C++0X / C++11 added support for a memory model, thread-safe library classes and atomics that are mostly a subset of what Java provides. David Clymer, April 29. KUIT and I have resolved build problems associated with this code base. David Clymer will port Assignment 1 to C++0X.
    A. My draft paper cited above for Cuda also discusses some C++0X code I wrote and benchmarked with Java in summer 2012. There are subdirectories CPPCoinPuzzle/, ClikeCoinPuzzle/ and GPPCPUEmulatesGPU/ under ~parson/multip/multip/pennydime with C++0X code that may need to be mildly ported to C++11. Rohrbach library has a hard copy of C++ Concurrency in Action, which is the book I used. I tried my benchmarks in January 2015 with the new Linux csit/acad system, and found that C++11 revised and broke the C++0X libraries for atomics. They changed names to make sure no one assumes backward compatibility.

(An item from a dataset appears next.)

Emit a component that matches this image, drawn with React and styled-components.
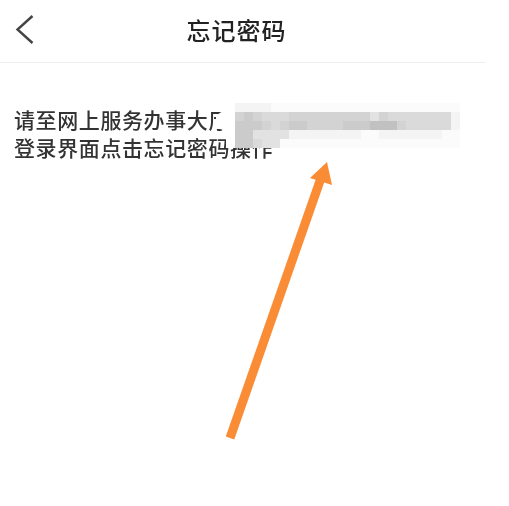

The book will be out of date for those issues, but it is largely useful. This talk would include discussion of the C++0X and C++11 enhancements for concurrency, porting my code as necessary to work on C++11, and making extensions that we agree on.
    B. Benjamin Swearingen, demo algorithm (e.g., FIFO queue) and a test driver in C++0x using C++0X atomics, April 29.

Networked communications & concurrency. Option A is Sadia Tanveer on May 6. Option C is Adam Houghton on May 6.
    A. This would basically be taking the socket code that I have supplied for assignments 3 & 4, and replacing it with library classes from java.nio.channels and associated packages in the library. Take a look at:
    http://www.ibm.com/developerworks/java/tutorials/j-nio/j-nio.html
    https://www3.ntu.edu.sg/home/ehchua/programming/java/J5b_IO_advanced.html
    The java.nio packages in http://docs.oracle.com/javase/6/docs/api/index.html
    NIO is supposed to be more efficient for certain classes of IO. Two reasons that it interests me are:
        The IO libraries we are currently using for Socket IO do not support interrupts(). A blocking read() or write() on a Socket will not sense an interrupt. It is necessary for another thread to close()the Socket to get the thread that is blocked to unblock. That is fine if the purpose of the interrupt() is shutdown (our assignment 3), but if an application is using interrupt() for other purposes, then we wouldn't want to close() the Socket in order to get read() or write() to throw an exception. I am pretty certain that java.nio.channels support interruption from another thread. Your code would be to rewrite the basic Socket code in assignments 3&4 to use java.nio.channels  to support interruptible Socket IO, and then give a talk on that to the class. It also appears to support the Select capability for allowing a single thread to block on multiple incoming & outgoing Sockets until one of them is ready to read() or write() as required by the application.
    B. MPI /  on several of our Linux machines (or possibly several Windows machines):
        http://mpitutorial.com/tutorials/mpi-hello-world/
        It may be possible to do this in Java without requiring KUIT to install software. I don't know. I have never used MPI.
    C. 
OpenMP is a pragma-based approach for letting the compiler parallelize inner loops in C/C++, similar to the inner loop parallelization we did by hand in assignment 2. It is not intrinsically about networking. I have never used it.
        http://openmp.org/wp/
   
D. There could be additional networking and distributed application topics if there is interest.

The Scala language and its library support for Actor concurrency and alternatives. Scala runs on the JVM. In addition to on-line resources, Rohrbach library has some books. I have some loaner books. Scala is installed on one or more of our machines.
     1. Matt Tothero: Introducing Scala, with emphasis on functional programming constructs and why they are useful to concurrent programming. May 6
     2. Scott Twomby: 2. Actor-based concurrency in Scala. May 6

 
Other uses of Functional Programming Techniques as they apply to multiprocessing & concurrent programming would be good.

Concurrency in some class of applications or application framework.

Dr. Frye has a draft paper "Parallel Model for Complex Attack" to which I added comments during spring break. I believe her code could benefit from conversion from using blocking Java library classes to non-blocking poll()ing similar to some of our projects. I have not seen the code, and she has not run it in some time. If someone is interested, you will need to consult with her, get it running on one of our Linux platforms, consult with me on proposed speedup, implement those & document your results. This work should lead to co-publication.

Please suggest your own topic.


Concurrent Map / Reduce in Java, Adib Farah, April 29.

Neural networks on the web using parallel processing, Nick Evans, May 6.

Hash cracking on GPUs or distributed systems, Brandon Trumble, May 6.

Concurrency in CPython versus Jython, Robert Brotzman-Smith, April.


Python asyncio package, Jairus Martin, April 29.

David Day, Java ReentrantReadWriteLock class, including background on how they are implemented, and a benchmark showing differences between unfair and unfair ReentrantReadWriteLock  objects (via the "fair" constructor parameter) on the same timed sequence of reader & writer threads, April 29.

Casey Hennessey, Java Seralization & compression approaches for distributed object communication, May 6.

Cory Ma, Multithreading on Android, April 29.